Um Versicherungen erschwinglich und zugänglich zu machen, wäre laut Jarzabkowski ein neuer Ansatz für die gesamte Branche erforderlich. Man dürfe sie nicht allein dem privaten Markt überlassen. "Wir müssen anfangen, über den Einzelnen hinauszudenken und die Versicherung als gesellschaftliches Gut zu betrachten", fordert die Versicherungsexpertin.

Dafür könnten Versicherungen entwickelt werden, die alle Arten von Katastrophen abdeckten und für alle verfügbar, wenn nicht sogar verpflichtend seien – so wie es viele Länder mit der Krankenversicherung vormachten, so Jarzabkowski. Diesen Weg hätten etwa Spanien, Frankreich und die Schweiz eingeschlagen, oft mit staatlicher Unterstützung, um das Risiko zu verteilen und die Kosten niedrig zu halten.

Eine Reform der Versicherungen kann dazu beitragen, die Kosten zu senken und diejenigen zu unterstützen, die von einer Klimakatastrophe betroffen sind. Eine bessere Risikominderung, wie etwa eine klimasichere Häuser mit feuerfesten Dächern oder – in hurrikan- und taifungefährdeten Regionen – mit robusten Verkleidungen, hätte den Vorteil, dass nach einer Katastrophe weniger wiederaufgebaut werden muss. Und nicht nur einzelne Gebäude könnten so nachgerüstet werden, sondern auch die gesamte öffentliche Infrastruktur.
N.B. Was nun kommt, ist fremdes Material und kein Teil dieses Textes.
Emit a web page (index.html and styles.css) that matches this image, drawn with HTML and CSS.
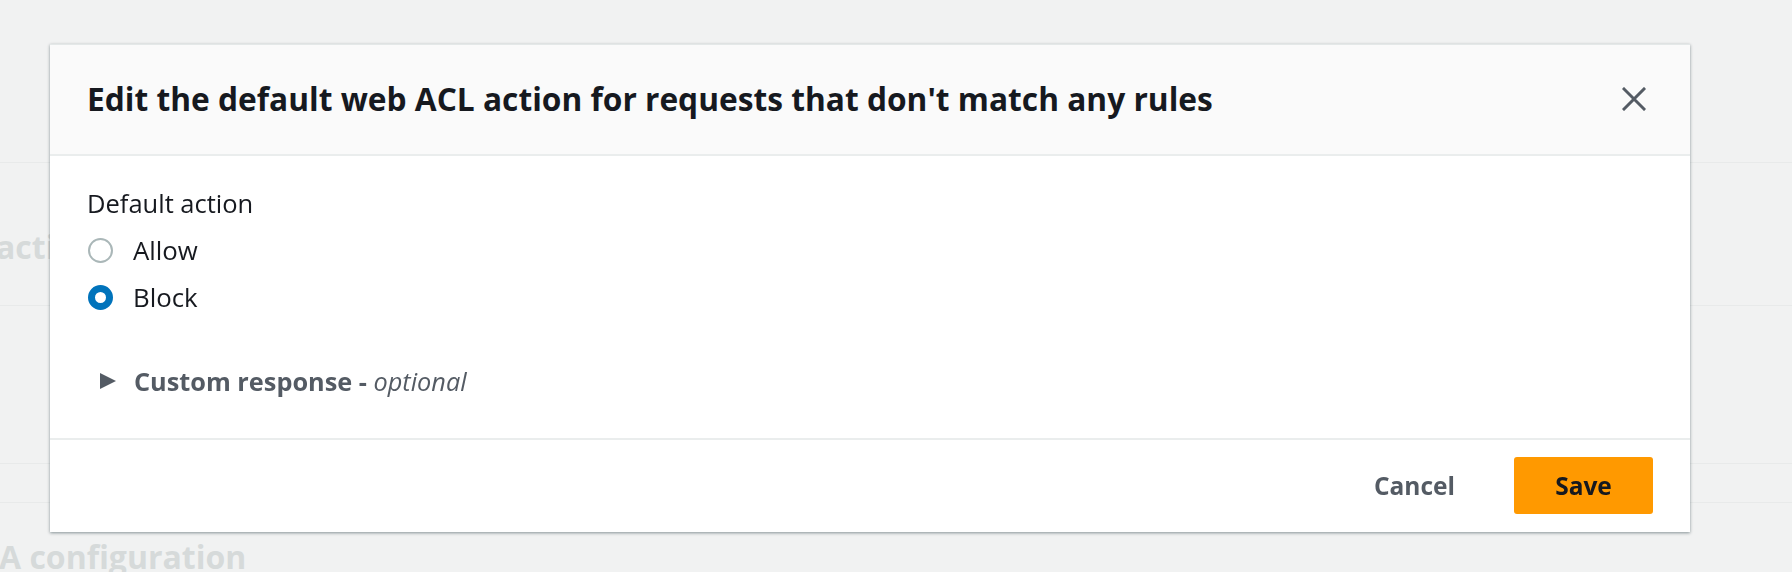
FILE: index.html
```html
<!DOCTYPE html>
<html lang="en">
<head>
<meta charset="utf-8">
<title>Edit default action</title>
<link rel="stylesheet" href="styles.css">
</head>
<body>
<div class="page">
  <div class="page-row row-top"></div>
  <div class="page-row row-mid"><span class="page-heading">action</span></div>
  <div class="page-row row-low"></div>
  <div class="page-row row-thin"></div>
  <div class="page-heading bottom-heading">A configuration</div>
</div>

<div class="modal" role="dialog">
  <div class="modal-header">
    <h2 class="modal-title">Edit the default web ACL action for requests that don't match any rules</h2>
    <button class="close-btn" aria-label="Close">
      <svg width="24" height="24" viewBox="0 0 24 24"><path d="M2 2 L22 22 M22 2 L2 22" stroke="#545b64" stroke-width="3" fill="none" stroke-linecap="square"/></svg>
    </button>
  </div>
  <div class="modal-body">
    <div class="field-label">Default action</div>
    <div class="radio-group">
      <label class="radio-row"><span class="radio"></span><span class="radio-text">Allow</span></label>
      <label class="radio-row"><span class="radio checked"></span><span class="radio-text">Block</span></label>
    </div>
    <div class="expander">
      <span class="caret"></span>
      <span class="expander-text">Custom response - <em>optional</em></span>
    </div>
  </div>
  <div class="modal-footer">
    <button class="btn btn-link">Cancel</button>
    <button class="btn btn-primary">Save</button>
  </div>
</div>
</body>
</html>
```

FILE: styles.css
```css
html, body {
  margin: 0;
  padding: 0;
}
body {
  background: #f1f2f2;
  font-family: "Open Sans", "Noto Sans", sans-serif;
  color: #16191f;
  width: 1792px;
  height: 572px;
  overflow: hidden;
}
.page {
  display: flex;
  flex-direction: column;
}
.page-row {
  border-bottom: 1px solid #e8eaea;
  box-sizing: border-box;
}
.row-top { height: 163px; }
.row-mid {
  height: 143px;
  display: flex;
  align-items: flex-start;
  padding-top: 64px;
}
.row-low { height: 158px; }
.row-thin { height: 39px; }
.page-heading {
  font-weight: 700;
  font-size: 32px;
  line-height: 40px;
  color: #d6dada;
  white-space: nowrap;
}
.row-mid .page-heading {
  margin-left: -4px;
}
.bottom-heading {
  margin-top: 34px;
  margin-left: -1px;
}

.modal {
  position: fixed;
  left: 50px;
  top: 44px;
  width: 1640px;
  background: #ffffff;
  box-shadow: 0 1px 3px 0 rgba(0, 28, 36, 0.45);
  border-top: 1px solid #e4e8e8;
  box-sizing: border-box;
}
.modal-header {
  height: 111px;
  box-sizing: border-box;
  background: #fafafa;
  border-bottom: 2px solid #eaeded;
  display: flex;
  align-items: center;
  justify-content: space-between;
  padding: 0 44px 1px 37px;
}
.modal-title {
  margin: 0;
  font-size: 31.7px;
  line-height: 40px;
  font-weight: 700;
  color: #16191f;
}
.close-btn {
  border: 0;
  background: transparent;
  padding: 0;
  margin: 0;
  width: 24px;
  height: 24px;
  display: flex;
}
.modal-body {
  padding: 29px 38px 39px 38px;
  display: flex;
  flex-direction: column;
}
.field-label {
  font-size: 25.5px;
  line-height: 36px;
  margin-left: -1px;
}
.radio-group {
  display: flex;
  flex-direction: column;
  gap: 11px;
  margin-top: 11px;
}
.radio-row {
  display: flex;
  align-items: center;
  gap: 20px;
  height: 36px;
}
.radio {
  width: 25px;
  height: 25px;
  box-sizing: border-box;
  border-radius: 50%;
  border: 2px solid #aab7b8;
  background: #fff;
  flex: none;
}
.radio.checked {
  border: 7px solid #0073bb;
}
.radio-text {
  font-size: 25.8px;
  line-height: 36px;
}
.expander {
  margin-top: 48px;
  display: flex;
  align-items: center;
  height: 36px;
  padding-left: 12px;
  gap: 18px;
}
.caret {
  width: 0;
  height: 0;
  border-top: 8.5px solid transparent;
  border-bottom: 8.5px solid transparent;
  border-left: 16px solid #545b64;
  flex: none;
}
.expander-text {
  font-size: 25.3px;
  line-height: 36px;
  font-weight: 700;
  color: #545b64;
}
.expander-text em {
  font-weight: 400;
  font-style: italic;
}
.modal-footer {
  border-top: 2px solid #eaeded;
  padding: 17px 37px 18px 37px;
  display: flex;
  justify-content: flex-end;
  align-items: center;
  gap: 19px;
}
.btn {
  font-family: "Open Sans", "Noto Sans", sans-serif;
  font-size: 24.5px;
  font-weight: 700;
  height: 57px;
  border: 0;
  border-radius: 3px;
  padding: 0 40px;
  cursor: pointer;
}
.btn-link {
  background: transparent;
  color: #545b64;
}
.btn-primary {
  background: #ff9900;
  color: #16191f;
  width: 139px;
  padding: 0;
}
```
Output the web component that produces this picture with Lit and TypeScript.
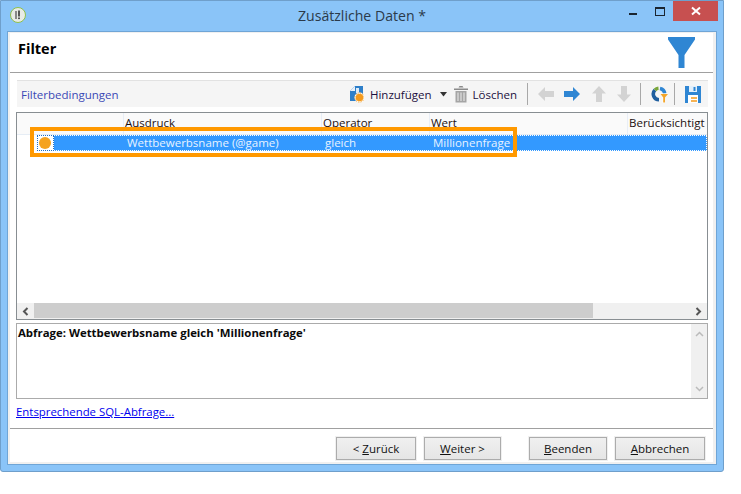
import { LitElement, html, css } from "lit";
import { customElement } from "lit/decorators.js";

const arrow = (d: string, c: string, cls: string) => html`<svg class="ic ${cls}" width="16" height="16" viewBox="0 0 16 16"><path d=${d} fill=${c}></path></svg>`;

@customElement("app-root")
export class AppRoot extends LitElement {
  static styles = css`
    :host { display: block; width: 741px; height: 494px; background: #fff; font-family: "Open Sans", "Noto Sans", sans-serif; font-size: 11.5px; color: #000; overflow: hidden; }
    * { box-sizing: border-box; }
    .win { width: 724px; height: 472px; background: #8ac4f8; border: 1px solid #6f9fcb; padding: 0 6px 6px 6px; display: flex; flex-direction: column; border-radius: 0 0 3px 3px; }
    .title { height: 30px; flex: none; position: relative; }
    .appicon { position: absolute; left: 3px; top: 6px; }
    .ttext { position: absolute; left: 0; right: 0; top: 5px; text-align: center; font-size: 14.1px; color: #2b3a4a; line-height: 20px; }
    .min { position: absolute; right: 80px; top: 12px; width: 8px; height: 2px; background: #1a2530; }
    .max { position: absolute; right: 52px; top: 6px; width: 10px; height: 9px; border: 1px solid #1a2530; border-top-width: 2px; }
    .close { position: absolute; right: -1px; top: 0; width: 45px; height: 20px; background: #c75050; display: flex; align-items: center; justify-content: center; }
    .panel { flex: 1; background: #f0f0f0; border: 1px solid #6fa5d6; padding: 1px 3px 2px 2px; display: flex; }
    .inner { flex: 1; background: #fff; display: flex; flex-direction: column; min-width: 0; }
    .head { height: 40px; flex: none; border-bottom: 1px solid #a0a0a0; position: relative; }
    .head h1 { margin: 0; font-size: 14.5px; font-weight: 700; padding: 6px 0 0 8px; line-height: 20px; }
    .funnel { position: absolute; right: 18px; top: 4px; }
    .body { flex: 1; display: flex; flex-direction: column; padding: 7px 5px 0 6px; }
    .tb { height: 27px; flex: none; background: #f5f5f5; border-top: 1px solid #e2e2e2; display: flex; align-items: center; margin-left: 1px; padding: 0 7px 0 4px; }
    .tb .name { color: #3b49b5; flex: 1; }
    .tb .lbl { color: #1c1040; font-size: 11.5px; }
    .sep { width: 1px; height: 22px; background: #a8a8a8; flex: none; }
    .ic { flex: none; display: block; }
    .m6 { margin-left: 6px; } .m7 { margin-left: 7px; } .m5 { margin-left: 5px; } .m8 { margin-left: 8px; } .m10 { margin-left: 10px; } .m11 { margin-left: 11px; } .m9 { margin-left: 9px; }
    .list { margin-top: 5px; height: 208px; flex: none; border: 1px solid #888e92; position: relative; display: flex; flex-direction: column; }
    .lh { height: 22px; flex: none; background: #fafafa; display: grid; grid-template-columns: 107px 198px 108px 198px 1fr; border-bottom: 1px solid #e6edf5; color: #1c1010; line-height: 19px; }
    .lh div { border-right: 1px solid #e8eef6; padding-left: 1px; white-space: nowrap; }
    .lh div:last-child { border: 0; }
    .sel { height: 16px; flex: none; margin-left: 20px; background: #3399ff; border: 1px dotted #fff; display: grid; grid-template-columns: 88px 198px 108px 1fr; color: #e8f3ff; line-height: 14px; position: relative; }
    .c0 { background: #fff; width: 17px; display: flex; align-items: center; padding-left: 1px; border: 1px dotted #1d70c8; height: 16px; position: absolute; left: -1px; top: -1px; }
    .dot { width: 12px; height: 12px; background: #f5a31f; border-radius: 50%; display: block; }
    .sel span { padding-left: 1px; }
    .fill { flex: 1; background: #fff; }
    .hs { height: 16px; flex: none; background: #f0f0f0; display: flex; align-items: center; }
    .hs .b { width: 17px; height: 16px; display: flex; align-items: center; justify-content: center; flex: none; }
    .hs .t { width: 559px; height: 15px; align-self: flex-start; background: #cdcdcd; flex: none; }
    .hs .r { margin-left: auto; }
    .hl { position: absolute; left: 13px; top: 14px; width: 487px; height: 30px; border: 4px solid #ff9900; pointer-events: none; }
    .area { margin-top: 3px; height: 76px; flex: none; border: 1px solid #ababab; display: flex; }
    .area .txt { flex: 1; font-weight: 700; padding: 0 0 0 1px; line-height: 17px; color: #0a0a0a; font-size: 11.4px; }
    .area .vs { width: 16px; background: #f0f0f0; display: flex; flex-direction: column; justify-content: space-between; align-items: center; padding: 7px 0 6px; }
    .link { height: 29px; flex: none; color: #0000ee; text-decoration: underline; padding-top: 4px; line-height: 17px; font-size: 11.4px; }
    .foot { flex: 1; border-top: 1px solid #a0a0a0; margin: 0 -5px 0 -6px; display: flex; justify-content: flex-end; align-items: flex-start; padding: 8px 8px 0 0; }
    .btn { height: 23px; border: 1px solid #acacac; outline: 1px solid #f0f0f0; background: linear-gradient(#f0f0f0, #e5e5e5); display: flex; align-items: center; justify-content: center; color: #111; margin-left: 8px; font-size: 11.5px; }
    .btn u { text-underline-offset: 1px; }
    .b2 { margin-right: 20px; }
    .w1 { width: 80px; } .w2 { width: 77px; } .w4 { width: 78px; } .w3 { width: 90px; }
  `;

  render() {
    return html`<div class="win">
      <div class="title">
        <svg class="appicon" width="16" height="16" viewBox="0 0 16 16"><circle cx="8" cy="8" r="7.500" fill="#e8ebe6" stroke="#8fc04a" stroke-width="1"></circle><path d="M6 4v8" stroke="#888" stroke-width="2"></path><path d="M9 3.500v6" stroke="#333" stroke-width="1.600"></path><rect x="8.200" y="10.500" width="1.600" height="1.600" fill="#333"></rect></svg>
        <div class="ttext">Zusätzliche Daten *</div>
        <div class="min"></div><div class="max"></div>
        <div class="close"><svg width="10" height="10" viewBox="0 0 10 10"><path d="M1 1.500l8 7M9 1.500l-8 7" stroke="#fff" stroke-width="2"></path></svg></div>
      </div>
      <div class="panel"><div class="inner">
        <div class="head">
          <h1>Filter</h1>
          <svg class="funnel" width="27" height="31" viewBox="0 0 27 31"><path d="M0 0H27V2.500L16.500 18V31H10.500V18L0 2.500z" fill="#2f86d3"></path></svg>
        </div>
        <div class="body">
          <div class="tb">
            <span class="name">Filterbedingungen</span>
            <svg class="ic" width="14" height="18" viewBox="0 0 14 18"><path d="M0 6l5-5h8v15H0z" fill="#2e7fc9"></path><path d="M5 1v5H0z" fill="#e6f0fa"></path><path d="M6 3h3v5H6z" fill="#dcebf8"></path><circle cx="9.500" cy="12.500" r="5" fill="#fff"></circle><circle cx="9.500" cy="12.500" r="3.800" fill="#f39a1d"></circle><circle cx="9.500" cy="12.500" r="4.600" fill="none" stroke="#f39a1d" stroke-width="1" stroke-dasharray="1.200 1.200"></circle></svg>
            <span class="lbl m6">Hinzufügen</span>
            <svg class="ic m8" width="7" height="5" viewBox="0 0 7 5"><path d="M0 0h7L3.500 4.500z" fill="#333"></path></svg>
            <svg class="ic m7" width="14" height="18" viewBox="0 0 14 18"><path d="M0 3.500h14V5H0zM4.500 2.500L5.500 1h3l1 1.500z" fill="#8a8a8a"></path><path d="M1.500 6h11v11.500h-11z" fill="#a5a5a5"></path><path d="M4 7.500v8.500M7 7.500v8.500M10 7.500v8.500" stroke="#eee" stroke-width="1"></path></svg>
            <span class="lbl m5">Löschen</span>
            <div class="sep m10"></div>
            ${arrow("M0 8l7-7v4h9v6H7v4z", "#d3d3d3", "m10")}
            ${arrow("M16 8l-7-7v4H0v6h9v4z", "#2f86d3", "m10")}
            ${arrow("M8 0l7 7.500h-4V16H5V7.500H1z", "#d3d3d3", "m11")}
            ${arrow("M8 16l7-7.500h-4V0H5v8.500H1z", "#d3d3d3", "m9")}
            <div class="sep m8"></div>
            <svg class="ic m10" width="17" height="18" viewBox="0 0 17 18"><g fill="none" stroke-width="3.600"><path d="M8 14.700A5.700 5.700 0 0 1 3.970 5" stroke="#1f5f9f"></path><path d="M3.970 5A5.700 5.700 0 0 1 7.500 3.320" stroke="#7aa63a"></path><path d="M9 3.400A5.700 5.700 0 0 1 13.700 8.500" stroke="#2f86d3"></path></g><path d="M8.500 8.500H17l-3 4V18h-2.500v-5.500z" fill="#fff"></path><path d="M9.500 9H17l-3 3.500V17.500h-1.800v-5z" fill="#f3a52a"></path></svg>
            <div class="sep m6"></div>
            <svg class="ic m10" width="16" height="17" viewBox="0 0 16 17"><path d="M0 0h16v17H0z" fill="#2f86d3"></path><path d="M4 0h8v6H4z" fill="#e3f0fb"></path><path d="M8.500 1h2v4h-2z" fill="#2f86d3"></path><path d="M3 9h10v8H3z" fill="#fff"></path><path d="M6 12h6M6 15h6" stroke="#f39a1d" stroke-width="1.400"></path></svg>
          </div>
          <div class="list">
            <div class="lh"><div></div><div>Ausdruck</div><div>Operator</div><div>Wert</div><div>Berücksichtigt</div></div>
            <div class="sel">
              <div class="c0"><i class="dot"></i></div>
              <span></span><span>Wettbewerbsname (@game)</span><span>gleich</span><span>Millionenfrage</span>
            </div>
            <div class="fill"></div>
            <div class="hs">
              <div class="b"><svg width="7" height="9" viewBox="0 0 7 9"><path d="M5.500 1L2 4.500 5.500 8" fill="none" stroke="#555" stroke-width="2"></path></svg></div>
              <div class="t"></div>
              <div class="b r"><svg width="7" height="9" viewBox="0 0 7 9"><path d="M1.500 1L5 4.500 1.500 8" fill="none" stroke="#555" stroke-width="2"></path></svg></div>
            </div>
            <div class="hl"></div>
          </div>
          <div class="area">
            <div class="txt">Abfrage: Wettbewerbsname gleich 'Millionenfrage'</div>
            <div class="vs">
              <svg width="9" height="6" viewBox="0 0 9 6"><path d="M1 5l3.500-3.500L8 5" fill="none" stroke="#bbb" stroke-width="1.500"></path></svg>
              <svg width="9" height="6" viewBox="0 0 9 6"><path d="M1 1l3.500 3.500L8 1" fill="none" stroke="#bbb" stroke-width="1.500"></path></svg>
            </div>
          </div>
          <div class="link">Entsprechende SQL-Abfrage...</div>
          <div class="foot">
            <div class="btn w1">&lt;&nbsp;<u>Z</u>urück</div>
            <div class="btn w2 b2"><u>W</u>eiter &gt;</div>
            <div class="btn w4"><u>B</u>eenden</div>
            <div class="btn w3"><u>A</u>bbrechen</div>
          </div>
        </div>
      </div></div>
    </div>`;
  }
}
Klimasichere Umrüstung könnte Schäden von Naturkatastrophen mindern 

"In den Niederlanden ist es Tradition, eine physisch starke Infrastruktur zu bauen, um dem Hochwasserrisiko zu begegnen: Deiche, Wassertore, Entwässerungskanäle zur Risikominderung", berichtet der niederländische Experte für Klimafinanzierung Zac Taylor. Diese Infrastruktur-Investitionen können dabei helfen, Risiken vorab zu reduzieren und dabei nicht nur auf Versicherungen zu setzen. "Das bedeutet, dass die meisten Menschen, die in den Teilen des Landes leben, die unter dem Meeresspiegel liegen, gar keine Hochwasserversicherung haben. Sie brauchen sie einfach nicht."

Ein Flachboot auf einem Kanal in den Niederlanden sprüht mit einer Pumpe Wasser auf den daneben liegenden Deich
Bei Dürre werden die Deuche in den Niederlanden mit Wasser besprüht, damit sie nicht brechen - so sollen Überschwemmungen verhindert werdenBild: Koen Van Weel/dpa/picture alliance

Eine weitere langfristige Lösung könnte darin bestehen, Menschen aus Risikogebieten zu ermutigen, in andere Gebiete umzuziehen, etwa  durch steuerliche Anreize oder einem staatlich finanzierten Aufkauf von Häusern in katastrophengefährdeten Gebieten.

Ein solch breiter Risikoansatz, der Wohnraum und Versicherungen erschwinglich und zugänglich hält, wird zwar laut Expertinnen und Experten eine umfassende staatliche Koordinierung und erhebliche Investitionen erfordern. Doch angesichts immenser Kosten für den Wiederaufbau nach Naturkatastrophen wie Bränden und Überflutungen, könnte sich das dennoch auszahlen.

"Je mehr Widerstandskraft wir aufbauen, desto weniger müssen wir uns auf das Sicherheitsnetz von Versicherungen verlassen", meint Sozialpolitik-Forscherin Birss.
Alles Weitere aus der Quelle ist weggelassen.